By Karen Bradley
On Friday March 23, people got together at the Old School in Musquodoboit Harbour to tackle two of the most challenging issues on the Eastern Shore and Musquodoboit Valley: our aging population, on the one hand, and the lack of educational options for youth leading to employment in this region, on the other.
The event was a culminating conversation among 40 seniors, led by Crystal Tobin Legere, for a project called “The Silver Economy: Rethinking Rural Retirement.” Over the past six months, Legere has collected data from seniors through direct meetings and a survey, resulting in a map of the occupations (former or current), talents, skills, and needs of the region’s older adults.
Legere told the meeting that an aging population is not a negative for the Shore or the region: “It is the most fortuitous time to be an older adult/senior in the province of Nova Scotia. Our community elders are the advocates and architects of their own aging. The best way to know the future is to create it.”
She discovered that many older adults are highly educated and active as volunteers and as mentors. In fact, Nova Scotia has the highest percentage of volunteers in all of Canada. At the same time, issues of isolation, loneliness, lack of access to health care, to capital assistance, elder abuse, etc. are challenges older adults also face.

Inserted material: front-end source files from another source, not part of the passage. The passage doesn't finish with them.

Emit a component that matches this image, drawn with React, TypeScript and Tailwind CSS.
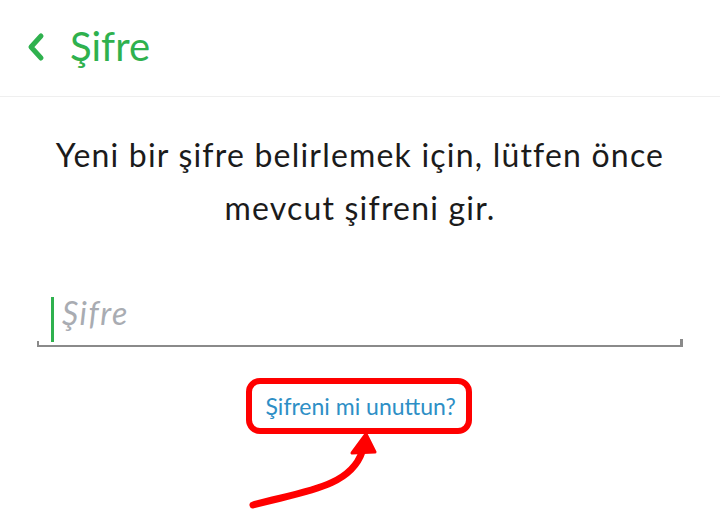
export default function App() {
  const font = { fontFamily: "Lato, 'Noto Sans', sans-serif" };
  return (
    <div className="relative h-[519px] w-[720px] overflow-hidden bg-white" style={font}>
      <header className="flex h-[97px] items-center border-b border-[#efefef] pl-[26px]">
        <svg width="20" height="30" viewBox="0 0 20 30" className="mt-[-2px]">
          <path d="M15 4 L5 15 L15 26" fill="none" stroke="#2fb14e" strokeWidth="5" strokeLinecap="round" strokeLinejoin="round" />
        </svg>
        <h1 className="ml-[24px] mt-[-4px] text-[40px] font-normal leading-none text-[#2fb14e]">Şifre</h1>
      </header>

      <p className="mx-auto mt-[31px] w-[660px] text-center text-[32px] leading-[53px] tracking-[1.2px] text-[#1b1b1b]">
        Yeni bir şifre belirlemek için, lütfen önce mevcut şifreni gir.
      </p>

      <div className="mx-[37px] mt-[59px]">
        <div className="relative flex h-[54px] items-center border-b-2 border-[#8a8a8a]">
          <span className="ml-[14px] h-[45px] w-[3px] bg-[#2fb14e]" />
          <span className="mb-[12px] ml-[8px] text-[32px] italic leading-none tracking-[1.5px] text-[#a9acb2]">Şifre</span>
          <span className="absolute bottom-[-2px] left-0 h-[6px] w-[2px] bg-[#8a8a8a]" />
          <span className="absolute bottom-[-2px] right-0 h-[8px] w-[3px] bg-[#8a8a8a]" />
        </div>
      </div>

      <div className="mt-[31px] flex justify-center">
        <div className="ml-[-3px] flex h-[56px] w-[226px] items-center rounded-[14px] border-[6px] border-[#ff0000] pl-[14px]">
          <span className="text-[23px] text-[#2e8fc6]">Şifreni mi unuttun?</span>
        </div>
      </div>

      <svg className="absolute left-0 top-0" width="720" height="519" viewBox="0 0 720 519">
        <path d="M253 505 C 300 492, 350 488, 362 452" fill="none" stroke="#ff0000" strokeWidth="7" strokeLinecap="round" />
        <path d="M366 434 L352 453 L375 452 Z" fill="#ff0000" stroke="#ff0000" strokeWidth="3" strokeLinejoin="round" />
      </svg>
    </div>
  );
}
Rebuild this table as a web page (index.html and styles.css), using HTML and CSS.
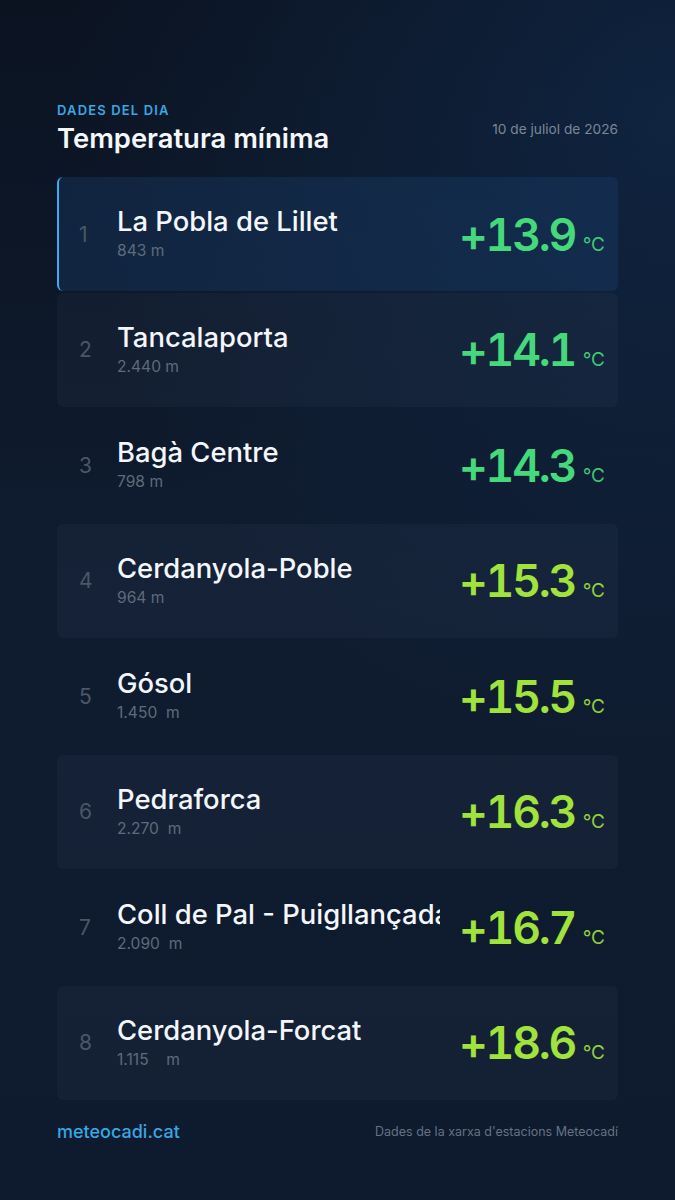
FILE: index.html
```html
<!DOCTYPE html>
<html lang="ca">
<head>
    <meta charset="UTF-8">
    <meta name="viewport" content="width=device-width, initial-scale=1.0">
    <title>Temperatura mínima - Meteocadí</title>
    <link rel="stylesheet" href="styles.css">
</head>
<body>
  <div class="page">

    <div class="header">
      <div>
        <div class="eyebrow">DADES DEL DIA</div>
        <h1>Temperatura mínima</h1>
      </div>
      <div class="date">10 de juliol de 2026</div>
    </div>

    <div class="ranking">
      <div class="row first">
        <div class="rank">1</div>
        <div class="station">
          <div class="name">La Pobla de Lillet</div>
          <div class="alt">843 m</div>
        </div>
        <div class="temp cool"><span class="value">+13.9</span><span class="unit">°C</span></div>
      </div>

      <div class="row shade">
        <div class="rank">2</div>
        <div class="station">
          <div class="name">Tancalaporta</div>
          <div class="alt">2.440 m</div>
        </div>
        <div class="temp cool"><span class="value">+14.1</span><span class="unit">°C</span></div>
      </div>

      <div class="row">
        <div class="rank">3</div>
        <div class="station">
          <div class="name">Bagà Centre</div>
          <div class="alt">798 m</div>
        </div>
        <div class="temp cool"><span class="value">+14.3</span><span class="unit">°C</span></div>
      </div>

      <div class="row shade">
        <div class="rank">4</div>
        <div class="station">
          <div class="name">Cerdanyola-Poble</div>
          <div class="alt">964 m</div>
        </div>
        <div class="temp mild"><span class="value">+15.3</span><span class="unit">°C</span></div>
      </div>

      <div class="row">
        <div class="rank">5</div>
        <div class="station">
          <div class="name">Gósol</div>
          <div class="alt">1.450  m</div>
        </div>
        <div class="temp mild"><span class="value">+15.5</span><span class="unit">°C</span></div>
      </div>

      <div class="row shade">
        <div class="rank">6</div>
        <div class="station">
          <div class="name">Pedraforca</div>
          <div class="alt">2.270  m</div>
        </div>
        <div class="temp mild"><span class="value">+16.3</span><span class="unit">°C</span></div>
      </div>

      <div class="row">
        <div class="rank">7</div>
        <div class="station">
          <div class="name">Coll de Pal - Puigllançada</div>
          <div class="alt">2.090  m</div>
        </div>
        <div class="temp mild"><span class="value">+16.7</span><span class="unit">°C</span></div>
      </div>

      <div class="row shade">
        <div class="rank">8</div>
        <div class="station">
          <div class="name">Cerdanyola-Forcat</div>
          <div class="alt">1.115    m</div>
        </div>
        <div class="temp mild"><span class="value">+18.6</span><span class="unit">°C</span></div>
      </div>
    </div>

    <div class="footer">
      <span class="site">meteocadi.cat</span>
      <span class="source">Dades de la xarxa d'estacions Meteocadí</span>
    </div>

  </div>
</body>
</html>
```

FILE: styles.css
```css
html, body{
    margin: 0;
    height: 100%;
}

body{
    font-family: Inter, "Noto Sans", sans-serif;
    color: #f1f5f9;
    background-color: #0d1829;
    background-image:
        radial-gradient(ellipse 120% 70% at 100% 10%, rgba(16, 38, 68, 0.85), rgba(16, 38, 68, 0) 75%),
        linear-gradient(180deg, #0b1321 0%, #0f1c30 50%, #0e1a2d 100%);
}

.page{
    padding: 102px 57px 0;
}

.header{
    display: flex;
    justify-content: space-between;
    align-items: center;
}

.eyebrow{
    font-size: 13px;
    line-height: 16px;
    font-weight: 600;
    letter-spacing: 1.15px;
    color: #3aa6e2;
}

h1{
    margin: 4px 0 0;
    font-size: 27.4px;
    line-height: 33px;
    font-weight: 600;
    color: #f4f7fb;
}

.date{
    font-size: 13.7px;
    color: #7b8798;
}

.ranking{
    margin-top: 22px;
    display: flex;
    flex-direction: column;
    gap: 1.5px;
}

.row{
    height: 114px;
    box-sizing: border-box;
    display: flex;
    align-items: center;
    padding: 0 13px 0 22px;
    border-radius: 6px;
}

.row.shade{
    background: rgba(120, 140, 175, 0.06);
}

.row.first{
    background: rgba(28, 66, 114, 0.33);
    border-left: 2px solid #38aef0;
    padding-left: 20px;
}

.rank{
    width: 38px;
    flex: none;
    font-size: 21px;
    color: #4b5668;
}

.station{
    flex: 1;
    min-width: 0;
}

.name{
    font-size: 27.4px;
    line-height: 36px;
    margin: -4px 0;
    font-weight: 500;
    white-space: nowrap;
    overflow: hidden;
    color: #f3f6fa;
}

.alt{
    margin-top: 6px;
    font-size: 15.6px;
    line-height: 20px;
    white-space: pre;
    color: #5f6a7c;
}

.temp{
    flex: none;
    width: 146px;
    margin-left: 19px;
    padding-top: 1px;
    display: flex;
    align-items: baseline;
    justify-content: space-between;
}

.value{
    font-size: 44.5px;
    font-weight: 600;
    font-variant-numeric: tabular-nums;
    letter-spacing: -2.2px;
}

.unit{
    font-size: 19px;
    font-weight: 400;
    opacity: 0.9;
}

.cool{
    color: #45d97c;
}

.mild{
    color: #a2e23c;
}

.footer{
    margin-top: 21px;
    display: flex;
    justify-content: space-between;
    align-items: center;
}

.site{
    font-size: 18px;
    font-weight: 500;
    color: #3aa6e2;
}

.source{
    font-size: 12.5px;
    color: #667286;
}
```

One solution is to find ways to “give retirees a new business card,” as Gordon Michael from Dalhousie’s College of Continuing Education put it. In an informative afternoon session, Michael shared an initiative he is championing around the province: training seniors to serve as mentors for young people and for lifelong learners.
Young people on the Shore and in the Valley are struggling with furthering their education in ways that lead to full and viable employment. Five percent of students in Nova Scotia leave school in Grade 11 according to Stats Canada. Of the students who do go on to post-high school study, 32% of first-year students at NSCC do not return for the second year. Only 39% of Nova Scotia university students graduate with a degree in four years. These statistics mask youth-at-risk for depression, isolation, and poverty.
Michael went on to offer a mentoring-based model for changing this negative dynamic: a formalized mentorship program based on the needs and assets of the community. Dalhousie’s Department of Continuing Education has started such a program in New Glasgow, with five other sites proposed. Training in the process of effective mentorship will be offered locally, through Dalhousie, amplifying the skills and knowledge of the seniors involved. Those who complete the training will be able to show youth and young adults how to develop an individualized path to a career, or to multiple career options.
The Old School may become a site for this new model for practical and individualized learner-driven training, during which the mentors would also be engaged in their own lifelong learning processes. Mentoring can be the first step for many individuals in realizing their true potential, and a new step toward staying engaged for a post-career population. “Our research has revealed a hidden pool of experience and expertise,” Legere said. “We can use these valuable resources to advance a knowledge-based economy on the Shore and in the Valley, one that is innovative, effective, and empowering.”